Magia creata con pochissime note, è questo il segreto di Abdullah Ibrahim.

La malinconia si erge a padrona assoluta del flusso musicale, intorno particolari superflui soltanto. La sensazione è sempre che il pezzo debba tra qualche momento partire, mentre è lì sospeso ad attendere che qualcosa accada, ma accade poco, anzi si continua imperterriti ad attendere, mentre il tempo passa dolcemente. A volte anche i bonghetti possono esprimere perplessità, dubbi, e non far pensare soltanto a corone di fiori e spettacoli per i turisti. Il piano entra nel cervello, unico stimolo, e avvolge. Ed effettivamente la magia africana che dà il titolo all'album si manifesta in tutta la sua essenza. Ma non è soltanto magia d'Africa, è un pout-pourry di sensazioni dolci, ogni accordo esprime un piccolo fotogramma.  

I pezzi quasi tutti molto brevi, fuggono veloci e si tenta di inseguirli, la meravigliosa "Blue
Bolero"
addirittura per tutto il cd. Il lavoro è del 2002, Abdullah è accompagnato da Belden
Bullock al basso e Sipho Kunene alla batteria, ed è stato registrato a Berlino. I 54 minuti vanno
velocissimi, e non sanno di Africa povera e border line ma di autocoscienza, di commistione con
l'occidente
, di fusione di idee, di rispetto reciproco.

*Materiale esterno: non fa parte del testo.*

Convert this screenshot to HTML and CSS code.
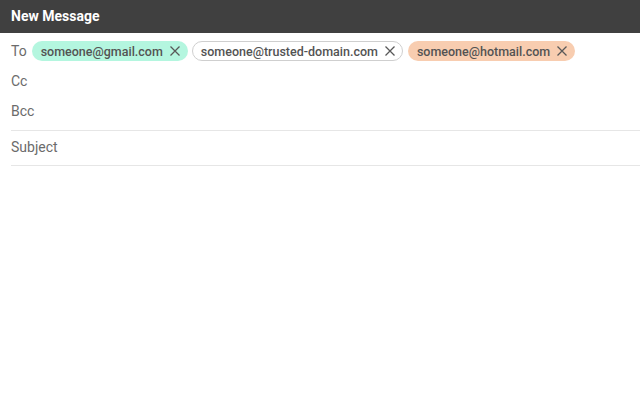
FILE: index.html
```html
<!DOCTYPE html>
<html lang="en">
<head>
    <meta charset="UTF-8">
    <meta name="viewport" content="width=device-width, initial-scale=1.0">
    <title>New Message</title>
    <link rel="stylesheet" href="styles.css">
</head>
<body>
    <div class="header">New Message</div>

    <div class="compose">
        <!-- Recipients -->
        <div class="row to-row">
            <span class="label">To</span>
            <span class="chip chip-gmail">someone@gmail.com
                <svg class="close" viewBox="0 0 12 12"><path d="M1.5 1.5 L10.5 10.5 M10.5 1.5 L1.5 10.5"/></svg>
            </span>
            <span class="chip chip-trusted">someone@trusted-domain.com
                <svg class="close" viewBox="0 0 12 12"><path d="M1.5 1.5 L10.5 10.5 M10.5 1.5 L1.5 10.5"/></svg>
            </span>
            <span class="chip chip-hotmail">someone@hotmail.com
                <svg class="close" viewBox="0 0 12 12"><path d="M1.5 1.5 L10.5 10.5 M10.5 1.5 L1.5 10.5"/></svg>
            </span>
        </div>
        <div class="row"><span class="label">Cc</span></div>
        <div class="row bcc-row"><span class="label">Bcc</span></div>
        <div class="row subject-row"><span class="label">Subject</span></div>
    </div>
</body>
</html>
```

FILE: styles.css
```css
body {
    font-family: Roboto, "Liberation Sans", sans-serif;
    margin: 0;
    padding: 0;
    background-color: white;
}
.header {
    background-color: #404040;
    color: white;
    font-size: 14px;
    font-weight: bold;
    height: 33px;
    padding: 0 11px;
    display: flex;
    align-items: center;
    padding-bottom: 2px;
    box-sizing: border-box;
}
.compose {
    padding-left: 11px;
}
.row {
    display: flex;
    align-items: center;
    height: 30px;
}
.to-row {
    margin-top: 3px;
    gap: 4px;
}
.bcc-row {
    padding-bottom: 4px;
    border-bottom: 1px solid #e6e6e6;
}
.subject-row {
    height: 32px;
    padding-bottom: 2px;
    border-bottom: 1px solid #e6e6e6;
}
.label {
    font-size: 14px;
    color: #6b6b6b;
}
.to-row .label {
    margin-right: 1px;
}
.chip {
    display: inline-flex;
    align-items: center;
    gap: 6px;
    height: 20px;
    box-sizing: border-box;
    padding: 0 7px 0 9px;
    border-radius: 10px;
    font-size: 12.5px;
    font-weight: 500;
    color: #535353;
}
.chip-gmail {
    background-color: #b4f6df;
}
.chip-trusted {
    background-color: white;
    border: 1px solid #cfcfcf;
    padding-left: 8px;
    padding-right: 6px;
}
.chip-hotmail {
    background-color: #f8cdb0;
    margin-left: 1px;
}
.close {
    width: 12px;
    height: 12px;
    stroke: #585858;
    stroke-width: 1.25;
    fill: none;
}
```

Abdullah Ibrahim dimostra come sia possibile suonare il piano battendo il piede per terra e avendo contemporaneamente sensazioni malinconiche. Sudafricano, fu scoperto nel 1962 da Duke Ellington ed in questi quarant'anni di carriera non ha fatto altro che cercare di tornare musicalmente lì dove era partito ma con le mani "sporche" di jazz.